The gateway opens, taking Miller and Weir to Hell, while Starck, Cooper and Justin fly away in the lifeboat. Many days later, a rescue team arrives. One man frees Starck and assures her that she's safe, but then he removes his oxygen mask, and he is revealed to be Dr. Weir in his final form. Starck screams, and suddenly wakes up hysterically. She is surrounded by a rescue team and a freed Cooper tries to calm her down, assuring her it was just a dream. The camera pulls back out of the room, where the inner door suddenly closes out of itself, subtly suggesting that a part of Hell may still be present within the remains of the ship.

When Justin investigates the Gateway, it opens by itself, pulling him into it. However at the end of the film, Weir needed to activate it to send the ship to Hell.

There are several indications that the ship can perform actions itself; the banging sounds, dents appearing in the door, lights shutting off and on, and causing fires (unless these are hallucinations, of course).

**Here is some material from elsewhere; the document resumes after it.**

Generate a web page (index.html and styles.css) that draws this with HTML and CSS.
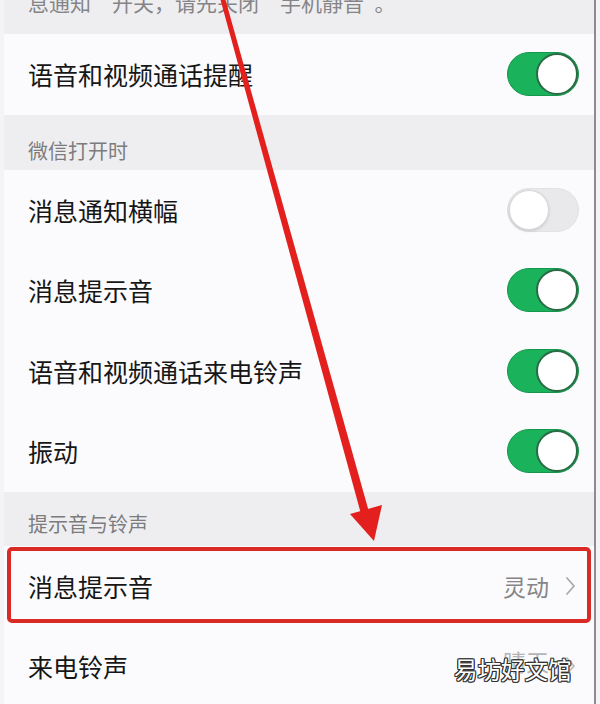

It's possible that the ship can open a portal, a doorway into the other dimension. But someone needs to activate the ship's drive in order to send the entire ship to Hell. Because if the ship could send itself, it probably would have done that as soon as everyone was on board.

Another possibility is that the ship CAN send itself, but simply wants to try to 'convert' its crew first, because it needs an ally. There is only one moment when everyone is onboard, just after the Lewis and Clark has been damaged (later on, several crew members are in space making repairs). The ship could have tried to abduct them then; but activating the gravity drive takes 10 minutes, so the crew would probably have done everything to escape the Event Horizon.

It seems likely that the ship wants see who of the crew will embrace the chaos willingly. This seems to be what happened with the original crew, some of whom immediately surrendered to the evil power (like the man who cut out his own eyes), and those who didn't were simply tortured and killed in a sadomasochistic orgy. So the ship may want to 'test' the crew of the Lewis & Clark first, to see who of them would be a useful ally. It is probably no coincidence that Dr. Weir, who has an obsession with the Event Horizon and is the one to convert to evil, is also the first to be targeted by the hallucinations (even before he is on the ship). Furthermore, when the ship returned to the solar system after 7 years, there was probably no former crew member left alive to send the ship back, giving further credibility to the idea that the ship can send itself, but awaits the right moment (unless the chaos dimension itself was somehow able to activate the ship).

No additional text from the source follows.